Mapping the Pathways
To get a clearer picture of the pathways through which DMF works against MS, co-senior author Benjamin F. Cravatt, chair of the Department of Chemical Physiology at TSRI, and first author Megan M. Blewett, a PhD candidate at TSRI, teamed up with Teijaro to show that DMF inhibits the activation of human T cells. To identify the proteins targeted by DMF in these cells, the team then used a new research tool developed in the Cravatt laboratory. Described in a paper in Nature Methods in 2014, the tool enables researchers to globally map targets of a given drug compound in a complex sample of proteins, even the many thousands of proteins contained in live cells in a lab dish. The process specifically reveals where a compound makes very strong “covalent” bonds with cysteine amino acids on the proteins, cysteines being common targets of reactive drug molecules such as DMF.

In this way, the team found that within activated human T cells, DMF reacts with about 50 different cysteines, in about as many proteins. The affected proteins include enzymes and regulators of gene activity. “Several are known as members of the NF-κB signaling pathway, a critical pathway for T cell activation,” said Blewett.
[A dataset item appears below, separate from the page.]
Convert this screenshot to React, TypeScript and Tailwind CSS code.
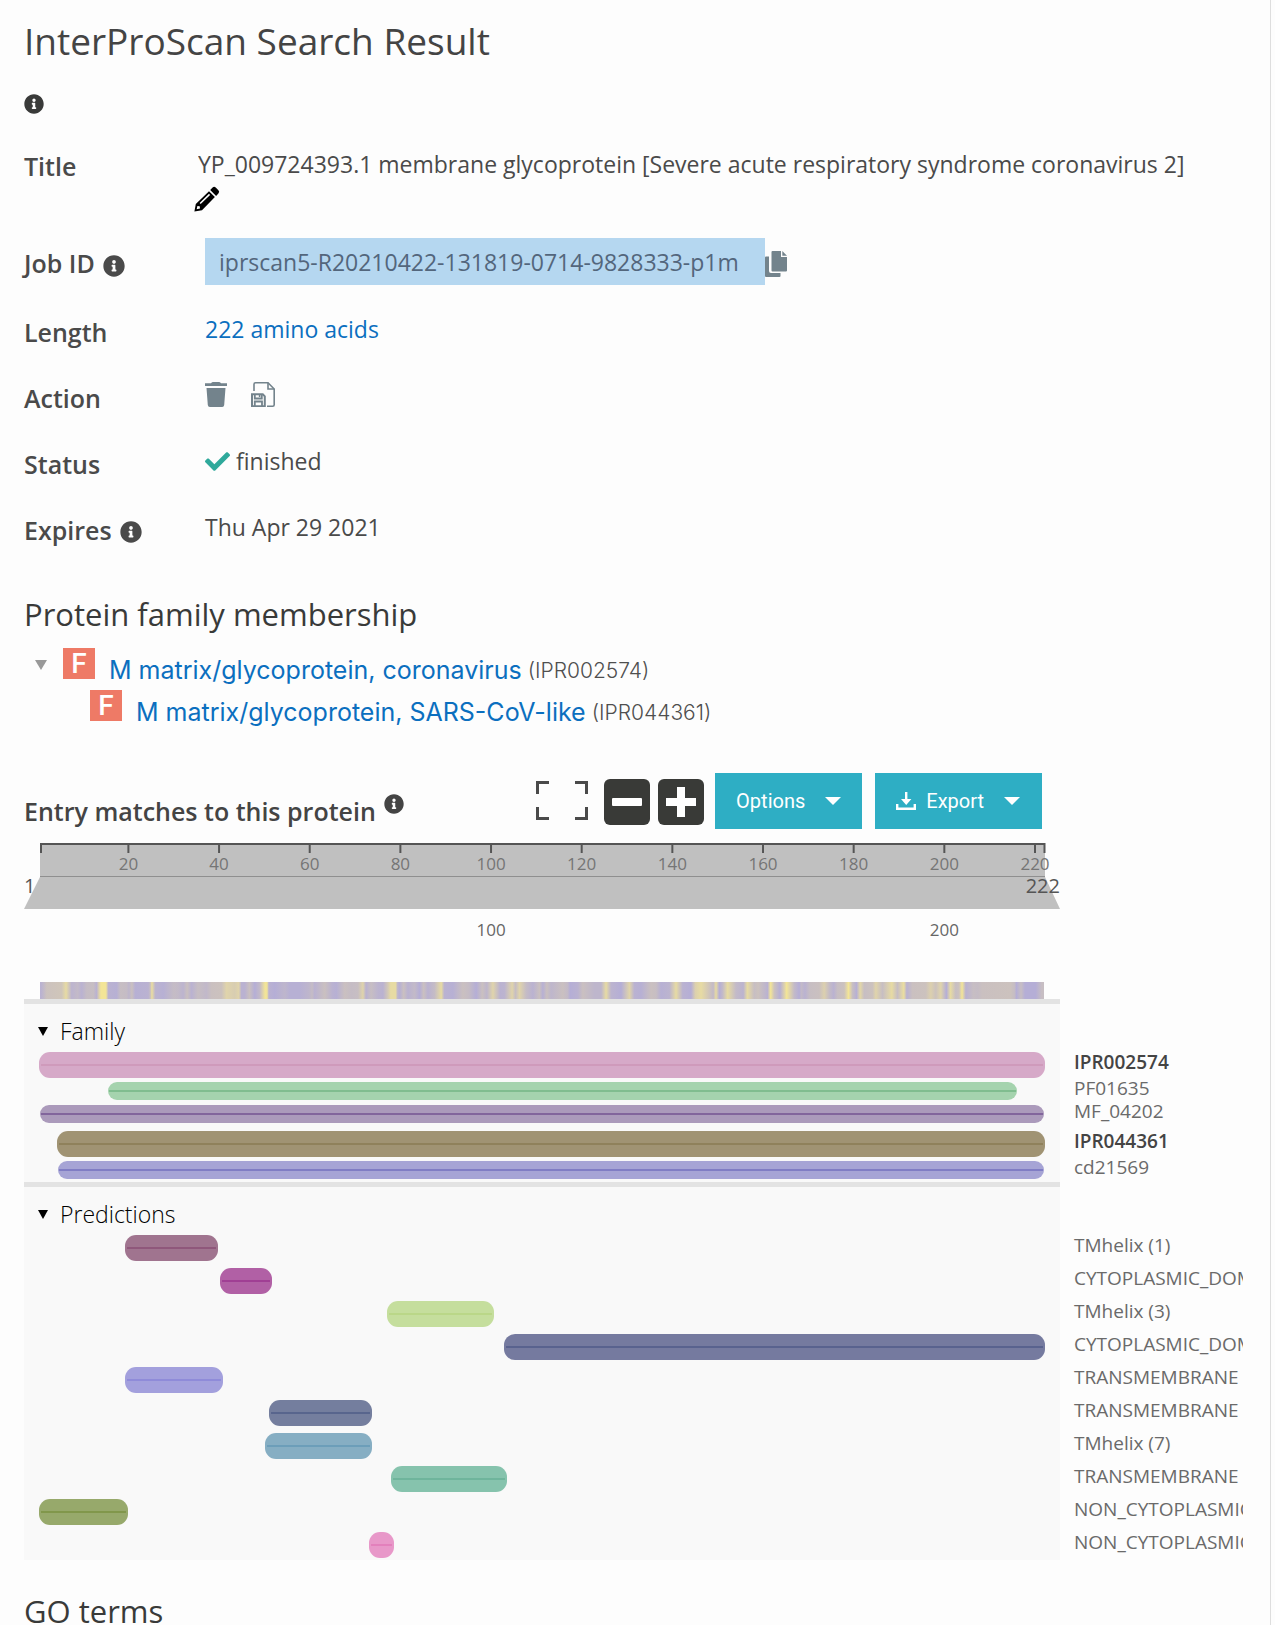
import React from "react";
import { FaInfoCircle, FaCheck } from "react-icons/fa";

const RESIDUES = 222;

type Bar = { label: string; start: number; end: number; fill: string; line: string };

const family: (Bar & { main: boolean; row: string })[] = [
  { label: "IPR002574", start: 1, end: 222, fill: "#d6a9c8", line: "#cd96b8", main: true, row: "h-[30px]" },
  { label: "PF01635", start: 16, end: 216, fill: "#a5d3ae", line: "#80bd8f", main: false, row: "h-[23px]" },
  { label: "MF_04202", start: 1, end: 222, fill: "#ab9abb", line: "#82659c", main: false, row: "h-[26px]" },
  { label: "IPR044361", start: 5, end: 222, fill: "#a09373", line: "#8b7d55", main: true, row: "h-[30px]" },
  { label: "cd21569", start: 5, end: 222, fill: "#a6a4d5", line: "#807dc4", main: false, row: "h-[21px]" },
];

const predictions: Bar[] = [
  { label: "TMhelix (1)", start: 20, end: 39, fill: "#a0748f", line: "#8b5076" },
  { label: "CYTOPLASMIC_DOMAIN", start: 41, end: 51, fill: "#b160a5", line: "#9c3790" },
  { label: "TMhelix (3)", start: 78, end: 100, fill: "#c5de9d", line: "#b6d583" },
  { label: "CYTOPLASMIC_DOMAIN", start: 104, end: 222, fill: "#757a9f", line: "#525c8a" },
  { label: "TRANSMEMBRANE", start: 20, end: 40, fill: "#a3a0dd", line: "#8a86d8" },
  { label: "TRANSMEMBRANE", start: 52, end: 73, fill: "#747e9e", line: "#515f88" },
  { label: "TMhelix (7)", start: 51, end: 73, fill: "#86aec3", line: "#659ab7" },
  { label: "TRANSMEMBRANE", start: 79, end: 103, fill: "#86c3ad", line: "#69b197" },
  { label: "NON_CYTOPLASMIC_DOMAIN", start: 1, end: 19, fill: "#97a96b", line: "#7c9244" },
  { label: "NON_CYTOPLASMIC_DOMAIN", start: 74, end: 78, fill: "#e898c9", line: "#e17bb9" },
];

// Hydrophobicity samples: position (out of 3015) and value (0 mauve, 0.5 beige, 1 yellow).
const hydro: [number, number][] = [
  [3, 0.1], [10, 0.25], [20, 0.5], [65, 0.55], [78, 0.85], [95, 0.15], [113, 0.3], [125, 0.1], [140, 0.35], [160, 0.4],
  [170, 0.1], [177, 0.7], [183, 1], [198, 1], [205, 0.1], [230, 0.05], [242, 0.4], [260, 0.35], [267, 0.2], [276, 0.45],
  [286, 0.05], [325, 0.1], [331, 0.4], [336, 0.9], [346, 0.15], [370, 0.05], [402, 0.35], [415, 0.3], [430, 0.15],
  [442, 0.45], [455, 0.1], [475, 0.4], [500, 0.25], [515, 0.45], [545, 0.5], [560, 0.75], [585, 0.65], [597, 0.75],
  [605, 0.1], [615, 0.1], [629, 0.45], [645, 0], [660, 0.3], [676, 1], [682, 0.95], [687, 0.1], [705, 0], [735, 0.2],
  [750, 0.05], [780, 0.05], [808, 0.2], [817, 0.35], [825, 0.1], [855, 0.45], [878, 0.1], [890, 0.05], [915, 0.45],
  [935, 0.35], [955, 0.4], [970, 0.75], [979, 0.1], [994, 0.4], [1015, 0.15], [1030, 0.1], [1045, 0.6], [1053, 0.85],
  [1068, 0.85], [1074, 0.2], [1080, 0.05], [1092, 0.45], [1105, 0.1], [1125, 0.3], [1140, 0], [1152, 0.45], [1165, 0.1],
  [1185, 0.35], [1205, 0.85], [1214, 0.1], [1240, 0.05], [1270, 0.45], [1288, 0.35], [1310, 0], [1328, 0.45],
  [1342, 0.2], [1360, 0.75], [1382, 0.1], [1395, 0.15], [1418, 0.75], [1428, 0.4], [1440, 0.75], [1460, 0.35],
  [1480, 0.1], [1500, 0.45], [1510, 0.05], [1522, 0.45], [1535, 0.2], [1570, 0.45], [1585, 0.3], [1592, 0], [1615, 0.1],
  [1630, 0.45], [1665, 0.2], [1685, 0.2], [1700, 0.85], [1715, 0.15], [1745, 0], [1770, 0.75], [1785, 0.1], [1805, 0.05],
  [1835, 0.45], [1850, 0.4], [1865, 0.05], [1890, 0.15], [1910, 0.85], [1930, 0.1], [1955, 0], [1968, 0.7], [1985, 0.85],
  [2005, 0.6], [2022, 0.3], [2030, 0.85], [2040, 0], [2050, 0.3], [2065, 0.85], [2090, 0.3], [2112, 0.15], [2124, 0.85],
  [2145, 0.4], [2157, 0.5], [2185, 0.1], [2194, 1], [2205, 0.5], [2222, 0.05], [2235, 0.7], [2242, 1], [2265, 0.3],
  [2280, 0], [2286, 0.3], [2297, 0.1], [2312, 0.4], [2340, 0.45], [2355, 0.7], [2370, 0.35], [2383, 0.1], [2395, 0.4],
  [2415, 0.5], [2428, 1], [2440, 0.4], [2452, 0.05], [2463, 0.8], [2475, 0.4], [2500, 0.5], [2510, 0.75], [2530, 0.4],
  [2558, 0.85], [2575, 0.4], [2594, 0.9], [2603, 0.1], [2620, 0.45], [2660, 0.5], [2675, 0.7], [2690, 0.5], [2705, 0.75],
  [2722, 0], [2734, 0.85], [2750, 0.4], [2760, 0.5], [2769, 1], [2780, 0.1], [2803, 0.4], [2815, 0.35], [2830, 0.45],
  [2915, 0.5], [2927, 0.35], [2932, 0], [2946, 0.4], [2958, 0], [2990, 0], [3008, 0.4],
];

const mauve = [181, 174, 214];
const beige = [204, 194, 190];
const yellow = [243, 229, 151];

function hydroColour(v: number) {
  const low = v < 0.5;
  const a = low ? mauve : beige;
  const b = low ? beige : yellow;
  const t = low ? v * 2 : v * 2 - 1;
  return `rgb(${a.map((c, i) => Math.round(c + (b[i] - c) * t)).join(",")})`;
}

const hydroGradient = `linear-gradient(to right, ${hydro
  .map(([x, v]) => `${hydroColour(v)} ${((x / 3015) * 100).toFixed(2)}%`)
  .join(", ")})`;

function PencilIcon() {
  return (
    <svg viewBox="0 0 26 26" className="h-[26px] w-[26px]" fill="#000" aria-hidden="true">
      <path d="M18.600 1.600a2.200 2.200 0 0 1 3.100 0l2.700 2.700a2.200 2.200 0 0 1 0 3.100l-2.300 2.500-5.900-5.900z" />
      <path fillRule="evenodd" d="M15 5.200l5.900 5.900L8 24.200l-7.600 1.400L1.800 18zM15 7.800L5.600 17l1.100 1.100L16.100 8.900zM3.400 20l-.7 3.300 3.300-.7-.3-2.300z" />
    </svg>
  );
}

function CopyIcon() {
  return (
    <svg viewBox="0 0 22 26" className="h-[26px] w-[22px]" fill="#73838c" aria-hidden="true">
      <path d="M0 6.500q0-1 1-1h3v14.500q0 2 2 2h9.500v3q0 1-1 1H1q-1 0-1-1z" />
      <path d="M6.500 1q0-1 1-1H16v6h6v13.500q0 1-1 1H7.500q-1 0-1-1z" />
      <path d="M17.300 0l4.700 4.800h-4.700z" />
    </svg>
  );
}

function TrashIcon() {
  return (
    <svg viewBox="0 0 22 25" className="h-[25px] w-[22px]" fill="#73838c" aria-hidden="true">
      <path d="M0 1.200h6Q7 0 8 0h6q1 0 2 1.200h6V4H0zM1.500 6h19l-1.300 17q-.2 2-2 2H4.800q-1.800 0-2-2z" />
    </svg>
  );
}

function SaveIcon() {
  return (
    <svg viewBox="0 0 24 25" className="h-[25px] w-[24px]" fill="none" stroke="#73838c" strokeWidth="1.600" aria-hidden="true">
      <path d="M3 9V2.300Q3 .8 4.500.8H17l6.200 6.200v15.700q0 1.500-1.500 1.500H16" />
      <path d="M17 .8V7h6.200" />
      <path d="M1 12.300h10.800l2 2v9.900H1z" strokeWidth="2" />
      <path d="M3.800 12.300v4.200h7v-4.200M3.800 24.200v-4.700h7.200v4.700" strokeWidth="1.800" />
      <path d="M8.600 13v2" />
    </svg>
  );
}

function ExpandIcon() {
  return (
    <svg viewBox="0 0 52 39" className="h-[39px] w-[52px]" fill="none" stroke="#4a4a4a" strokeWidth="3" aria-hidden="true">
      <path d="M1.500 13V1.500H13M39 1.500h11.500V13M50.500 26v11.500H39M13 37.500H1.500V26" />
    </svg>
  );
}

function DownloadIcon() {
  return (
    <svg viewBox="0 0 20 18" className="h-[18px] w-5" fill="#fff" aria-hidden="true">
      <path d="M9 0h2.400v7h4L10.200 13 5 7h4zM0 12h2.400v3.500h15.200V12H20v6H0z" />
    </svg>
  );
}

function Caret() {
  return (
    <svg viewBox="0 0 16 8" className="h-2 w-4" fill="#fff" aria-hidden="true">
      <path d="M0 0h16L8 8z" />
    </svg>
  );
}

function Triangle({ className }: { className: string }) {
  return (
    <svg viewBox="0 0 10 9" className={className} preserveAspectRatio="none" aria-hidden="true">
      <path d="M0 0h10L5 9z" fill="currentColor" />
    </svg>
  );
}

function Field({ label, info, children }: { label: string; info?: boolean; children: React.ReactNode }) {
  return (
    <div className="grid h-[34px] grid-cols-[181px_1fr]">
      <dt className="flex items-center gap-2 pt-[3px] text-[25px] font-semibold leading-8">
        {label}
        {info && <FaInfoCircle className="mt-1 h-[22px] w-[22px]" />}
      </dt>
      <dd className="flex items-start leading-8">{children}</dd>
    </div>
  );
}

function FamilyLink({ name, id }: { name: string; id: string }) {
  return (
    <>
      <span className="flex h-[31px] w-8 shrink-0 items-center justify-center bg-[#ee7a66] font-['Roboto',sans-serif] text-[28px] font-medium text-white">
        F
      </span>
      <a href="#family" className="ml-3.5 text-[25px] leading-[44px] text-[#0b6fbf]">
        {name}
      </a>
      <span className="ml-1.5 text-[21px] font-light leading-[46px] text-[#4f4f4f]">({id})</span>
    </>
  );
}

function TrackBar({ bar, thick }: { bar: Bar; thick: boolean }) {
  const left = ((bar.start - 1) / RESIDUES) * 100;
  const width = ((bar.end - bar.start + 1) / RESIDUES) * 100;
  return (
    <div
      className={thick ? "flex h-[26px] items-center rounded-[11px]" : "flex h-[18px] items-center rounded-[9px]"}
      style={{
        marginLeft: thick ? `calc(${left}% - 1px)` : `${left}%`,
        width: thick ? `calc(${width}% + 3px)` : `calc(${width}% + 1px)`,
        backgroundColor: bar.fill,
      }}
    >
      <div
        className={thick ? "mx-0.5 h-0.5 w-full opacity-80" : "mx-px h-0.5 w-full"}
        style={{ backgroundColor: bar.line }}
      />
    </div>
  );
}

function GroupHeader({ title }: { title: string }) {
  return (
    <div className="grid grid-cols-[1fr_169px] gap-x-3.5">
      <div className="border-t-[5px] border-[#e3e3e3] bg-[#f9f9f9]">
        <button type="button" className="flex h-12 items-center gap-3 pl-3.5 pt-1.5 text-[23px] font-light text-black">
          <Triangle className="h-[9px] w-2.5" />
          {title}
        </button>
      </div>
    </div>
  );
}

const tickX = (n: number) => 16 + (n - 0.5) * 4.533;

function Ruler() {
  const ticks = [20, 40, 60, 80, 100, 120, 140, 160, 180, 200, 220];
  return (
    <svg viewBox="0 0 1036 139" className="w-full" role="img" aria-label="Sequence ruler, residues 1 to 222">
      <path d="M16 0H1021V34L1036 66H0L16 34z" fill="#c0c0c0" />
      <path d="M16 1H1021M17 0v10M1020.500 0v10" stroke="#555" strokeWidth="2" fill="none" />
      <path d="M16 33.500H1021" stroke="#8f8f8f" strokeWidth="1" />
      {ticks.map((n) => (
        <g key={n}>
          <path d={`M${tickX(n)} 1v9`} stroke="#555" strokeWidth="2" />
          <text x={tickX(n)} y="27" fontSize="17" textAnchor="middle" fill="#757575">
            {n}
          </text>
        </g>
      ))}
      <text x="0" y="50" fontSize="20" fill="#555">1</text>
      <text x="1036" y="50" fontSize="20" textAnchor="end" fill="#555">222</text>
      <text x={tickX(100)} y="93" fontSize="17" textAnchor="middle" fill="#666">100</text>
      <text x={tickX(200)} y="93" fontSize="17" textAnchor="middle" fill="#666">200</text>
    </svg>
  );
}

export default function App() {
  return (
    <div className="min-h-screen bg-[#fdfdfd] pr-1 font-['Open_Sans',sans-serif] text-[23px] text-[#4a4a4a]">
      <main className="min-h-screen border-r border-[#dedede] pl-6 pr-[27px] pt-3">
        <h1 className="text-[37px] leading-[58px] text-[#444]">InterProScan Search Result</h1>
        <FaInfoCircle className="mt-6 h-5 w-5 text-[#393a39]" />

        <dl className="mt-[34px] flex flex-col">
          <div className="grid grid-cols-[170px_1fr]">
            <dt className="pt-0.5 text-[25px] font-semibold leading-8">
              <label htmlFor="job-title">Title</label>
            </dt>
            <dd>
              <input
                id="job-title"
                className="block h-8 w-full bg-transparent pl-1 outline-none"
                defaultValue="YP_009724393.1 membrane glycoprotein [Severe acute respiratory syndrome coronavirus 2]"
              />
              <button type="button" aria-label="Edit title" className="mt-1.5 block">
                <PencilIcon />
              </button>
            </dd>
          </div>

          <div className="mt-[26px] grid grid-cols-[181px_1fr]">
            <dt className="flex items-center gap-2 pt-1 text-[25px] font-semibold">
              Job ID
              <FaInfoCircle className="mt-1 h-[22px] w-[22px]" />
            </dt>
            <dd className="flex items-center">
              <span className="bg-[#b5d7f0] pb-[7px] pl-3.5 pr-[26px] pt-2 leading-8 text-[#53667c]">
                iprscan5-R20210422-131819-0714-9828333-p1m
              </span>
              <button type="button" aria-label="Copy job ID" className="mt-1">
                <CopyIcon />
              </button>
            </dd>
          </div>

          <div className="mt-7 flex flex-col gap-8">
            <Field label="Length">
              <a href="#sequence" className="text-[#0b6fbf]">222 amino acids</a>
            </Field>
            <Field label="Action">
              <span className="flex gap-6 pt-[3px]">
                <button type="button" aria-label="Delete"><TrashIcon /></button>
                <button type="button" aria-label="Save"><SaveIcon /></button>
              </span>
            </Field>
            <Field label="Status">
              <FaCheck className="mr-1.5 mt-1 h-[25px] w-[25px] text-[#2fa99b]" />
              finished
            </Field>
            <Field label="Expires" info>
              Thu Apr 29 2021
            </Field>
          </div>
        </dl>

        <h2 className="mt-[49px] text-[31px] leading-10 text-[#393a39]">Protein family membership</h2>
        <ul className="mt-3.5 font-['Inter',sans-serif]">
          <li>
            <div className="flex h-[42px] items-start">
              <button type="button" aria-label="Collapse" className="ml-[11px] mr-4 mt-3 block">
                <Triangle className="h-2.5 w-3 text-[#999]" />
              </button>
              <FamilyLink name="M matrix/glycoprotein, coronavirus" id="IPR002574" />
            </div>
            <ul>
              <li className="flex h-[42px] items-start pl-[66px]">
                <FamilyLink name="M matrix/glycoprotein, SARS-CoV-like" id="IPR044361" />
              </li>
            </ul>
          </li>
        </ul>

        <div className="mr-[201px] mt-[41px] flex h-14 items-start">
          <h3 className="flex flex-1 gap-2 pt-2.5 text-[25px] font-semibold leading-[56px] text-[#444]">
            Entry matches to this protein
            <FaInfoCircle className="mt-[11px] h-5 w-5" />
          </h3>
          <div className="flex items-start">
            <button type="button" aria-label="Full screen" className="mr-4 mt-2 block">
              <ExpandIcon />
            </button>
            <button type="button" aria-label="Zoom out" className="mr-2 mt-1.5 flex h-[46px] w-[46px] items-center justify-center rounded-md bg-[#393a37]">
              <span className="h-2 w-[30px] rounded-[1px] bg-white" />
            </button>
            <button type="button" aria-label="Zoom in" className="mr-[11px] mt-1.5 flex h-[46px] w-[46px] items-center justify-center rounded-md bg-[#393a37]">
              <svg viewBox="0 0 30 30" className="h-[30px] w-[30px]" fill="#fff" aria-hidden="true">
                <path d="M11 0h8v11h11v8H19v11h-8V19H0v-8h11z" />
              </svg>
            </button>
            <button type="button" className="mr-[13px] flex h-14 items-center gap-5 bg-[#2eaec4] px-[21px] font-['Roboto',sans-serif] text-[20px] text-white">
              Options
              <Caret />
            </button>
            <button type="button" className="flex h-14 items-center bg-[#2eaec4] pl-[21px] pr-[22px] font-['Roboto',sans-serif] text-[20px] text-white">
              <DownloadIcon />
              <span className="ml-2.5 mr-5">Export</span>
              <Caret />
            </button>
          </div>
        </div>

        <div className="mr-[183px] mt-3.5">
          <Ruler />
          <div className="ml-4 mr-4 h-[17px]" style={{ backgroundImage: hydroGradient }} />
        </div>

        <section className="text-[19px]">
          <GroupHeader title="Family" />
          {family.map((b) => (
            <div key={b.label} className="grid grid-cols-[1fr_169px] gap-x-3.5">
              <div className={`bg-[#f9f9f9] pl-4 pr-[17px] ${b.row}`}>
                <TrackBar bar={b} thick={b.main} />
              </div>
              <a
                href="#entry"
                className={b.main ? "font-semibold leading-5 text-[#444]" : "leading-3 text-[#6a6a6a]"}
              >
                {b.label}
              </a>
            </div>
          ))}
        </section>
        <section className="overflow-hidden text-[19px]">
          <GroupHeader title="Predictions" />
          {predictions.map((b, i) => (
            <div key={i} className="grid h-[33px] grid-cols-[1fr_169px] gap-x-3.5 last:h-7">
              <div className="bg-[#f9f9f9] pl-4 pr-[17px]">
                <TrackBar bar={b} thick />
              </div>
              <a href="#entry" className="whitespace-nowrap leading-5 text-[#6a6a6a]">
                {b.label}
              </a>
            </div>
          ))}
        </section>

        <h2 className="mt-[37px] text-[31px] leading-7 text-[#393a39]">GO terms</h2>
      </main>
    </div>
  );
}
The team confirmed that DMF blocks the activation of T cells, and that it does so, at least in part, by targeting two cysteine residues on the immune cell signaling enzyme PKCθ, thereby preventing PKCθ from associating with CD28, another protein needed for proper T cell activation.

Even in T cells lacking PKCθ, DMF was able to reduce signs of activation further. That and other evidence strongly suggest that DMF’s full immune-damping impact results from its interactions with multiple proteins. “People often assume that a given drug works by hitting one target, but DMF likely produces its immunomodulatory effects by hitting multiple targets,” Blewett said.

“This study shows the value of applying large-scale chemical profiling methods to primary human cells to gain insights into the mechanism of action of an important immunomodulatory drug,” Cravatt said.

Cravatt, Teijaro, Blewett and their colleagues are now using the “target map” generated by this study to pursue the development of other compounds that might modulate immune activity in a more precise manner—hitting only the most important cysteine targets, for example on PKCθ—with fewer side-effects. “We’re interested ultimately in making more selective, site-specific drugs, both to reduce immune activity and to boost it,” said Teijaro.

He credits the strong multidisciplinary environment of TSRI for the successful collaboration. “It really shows the strength of this place that chemical biologists can work with an immunologist like me to produce such valuable insights into drug therapy and the immune response,” Teijaro said.

The other co-authors of the study, “Chemical proteomic map of dimethyl fumarate–sensitive cysteines in primary human T cells were Jiji Xie and Amnon Altman of the La Jolla Institute for Allergy and Immunology, and Balyn W. Zaro and Keriann M. Backus of TSRI.

Funding was provided by the National Institutes of Health (grants CA087660, GM108208), the Donald E. and Delia B. Baxter Foundation, LEO Pharma, the National Science Foundation Graduate Research Fellowship Program and the Hertz Foundation.